How to Coordinate a Civil and Religious Divorce in Oklahoma
Coordinating a civil and religious divorce in Oklahoma means completing the district court process first, then addressing the religious dimension, because every major faith tradition treats the secular decree as a prerequisite or a parallel requirement. The civil divorce begins with filing a Petition for Dissolution of Marriage, paying the $183 to $268 filing fee (as of June 2026; verify with your local clerk), and satisfying the residency rule of six months in Oklahoma plus 30 days in the filing county under Okla. Stat. tit. 43 § 102 and § 103.
The civil timeline depends on children. Couples without minor children face only a 10-day waiting period, while those with minor children must wait 90 days and complete a mandatory co-parenting education class (an additional ~$40 fee) under Okla. Stat. tit. 43 § 107.1. The 90-day clock starts on the date of service of summons, first publication, or entry of appearance, whichever comes first. Budget for service of process ($40 to $75 in-state, $75 to $150 out-of-state) and certified copies of the decree ($10 to $20 each). If you cannot afford the fees, Oklahoma courts allow an In Forma Pauperis (pauper's affidavit) application for a waiver based on financial hardship.

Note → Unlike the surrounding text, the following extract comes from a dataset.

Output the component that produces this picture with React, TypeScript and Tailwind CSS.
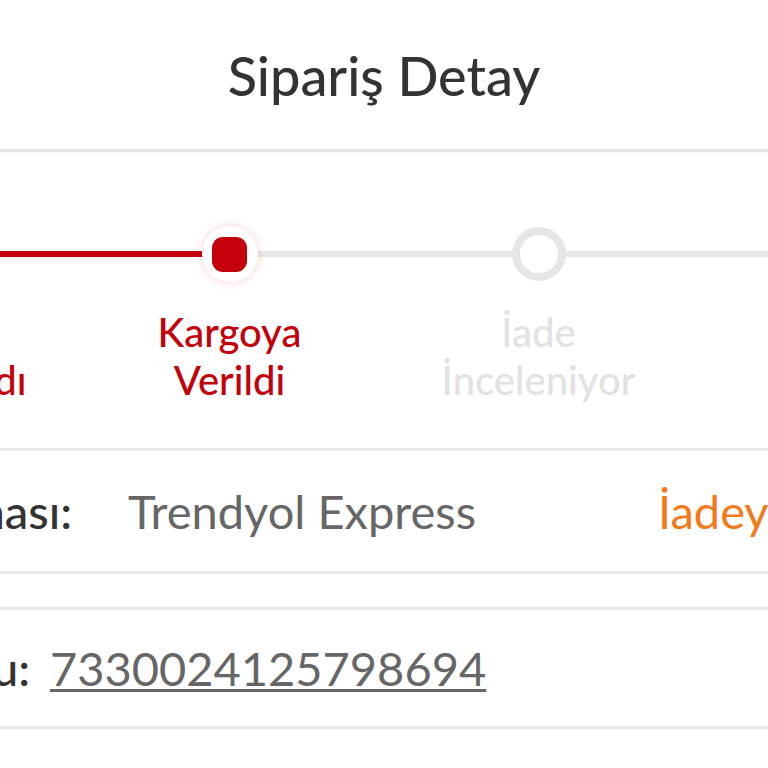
import React from 'react';

type StepStatus = 'done' | 'current' | 'pending';

interface Step {
  lines: string[];
  status: StepStatus;
}

const STEPS: Step[] = [
  { lines: ['İade', 'Talebi Alındı'], status: 'done' },
  { lines: ['Kargoya', 'Verildi'], status: 'current' },
  { lines: ['İade', 'İnceleniyor'], status: 'pending' },
  { lines: ['İade', 'Edildi'], status: 'pending' },
];

const StepDot = ({ status }: { status: StepStatus }) => {
  if (status === 'pending') {
    return <div className="w-[54px] h-[54px] rounded-full border-[8px] border-[#e6e6e6] bg-white" />;
  }
  return (
    <div className="w-[56px] h-[56px] rounded-full bg-white flex items-center justify-center shadow-[0_0_8px_2px_rgba(200,10,10,0.12)]">
      <div className="w-[35px] h-[35px] rounded-[11px] bg-[#c4000b]" />
    </div>
  );
};

const StepItem = ({ step, index }: { step: Step; index: number }) => {
  const leftRed = step.status !== 'pending';
  const nextStatus = STEPS[index + 1]?.status;
  const rightRed = nextStatus === 'done' || nextStatus === 'current';
  const isActive = step.status !== 'pending';

  return (
    <div className="w-[309px] shrink-0 flex flex-col items-center">
      <div className="relative w-full h-[56px] flex items-center justify-center">
        <div className={`absolute left-0 w-1/2 top-[25px] h-[6px] ${index === 0 ? 'hidden' : ''} ${leftRed ? 'bg-[#c4000b]' : 'bg-[#e8e8e8]'}`} />
        <div className={`absolute right-0 w-1/2 top-[25px] h-[6px] ${index === STEPS.length - 1 ? 'hidden' : ''} ${rightRed ? 'bg-[#c4000b]' : 'bg-[#e8e8e8]'}`} />
        <div className="relative">
          <StepDot status={step.status} />
        </div>
      </div>
      <div className={`mt-[26px] text-center text-[40px] leading-[48px] font-medium ${isActive ? 'text-[#c4000b]' : 'text-[#e2e2e2]'}`}>
        {step.lines.map(l => (
          <div key={l} className="whitespace-nowrap">{l}</div>
        ))}
      </div>
    </div>
  );
};

export default function App() {
  return (
    <div className="w-[768px] h-[768px] overflow-hidden bg-white font-['Lato','Liberation_Sans',sans-serif]">
      {/* Header */}
      <div className="h-[152px] flex items-center justify-center border-b-[3px] border-[#e6e6e6] shadow-[0_2px_4px_rgba(0,0,0,0.03)] pt-[2px]">
        <h1 className="text-[54px] font-medium text-[#333333] leading-none">Sipariş Detay</h1>
      </div>

      {/* Stepper */}
      <div className="overflow-hidden border-b-[3px] border-[#e8e8e8] pt-[74px] pb-[44px]">
        <div className="flex -ml-[234px]">
          {STEPS.map((s, i) => (
            <StepItem key={i} step={s} index={i} />
          ))}
        </div>
      </div>

      {/* Cargo company */}
      <div className="h-[123px] flex items-center border-b-[3px] border-[#e8e8e8] text-[47px] whitespace-nowrap">
        <span className="shrink-0 w-[340px] -ml-[268px] text-right text-[#333333] font-medium">Kargo Firması:</span>
        <span className="shrink-0 w-[586px] pl-[56px] text-[#666666]">Trendyol Express</span>
        <span className="shrink-0 text-[#f27a1a]">İadeyi Takip Et</span>
      </div>

      <div className="h-[33px]" />

      {/* Cargo code */}
      <div className="h-[122px] flex items-center border-y-[3px] border-[#e8e8e8] text-[47px] whitespace-nowrap">
        <span className="shrink-0 w-[300px] -ml-[270px] text-right text-[#333333] font-medium">Kargo Kodu:</span>
        <span className="shrink-0 pl-[20px] text-[#666666] underline decoration-[3px] underline-offset-[3px]">7330024125798694</span>
      </div>
    </div>
  );
}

Once the civil decree is final, pursue the religious process: petition your Catholic diocesan tribunal for annulment, arrange delivery of a get before a beth din, or obtain a talaq, khula, or faskh through a recognized Islamic authority. To protect enforceable religious commitments — such as a husband's obligation to deliver a get or pay a mahr — address them in a prenuptial agreement or civil settlement using neutral contract language. Verify all county-specific fees and procedures at the Oklahoma State Courts Network (oscn.net) and consult both a licensed Oklahoma family law attorney and your religious authority before filing.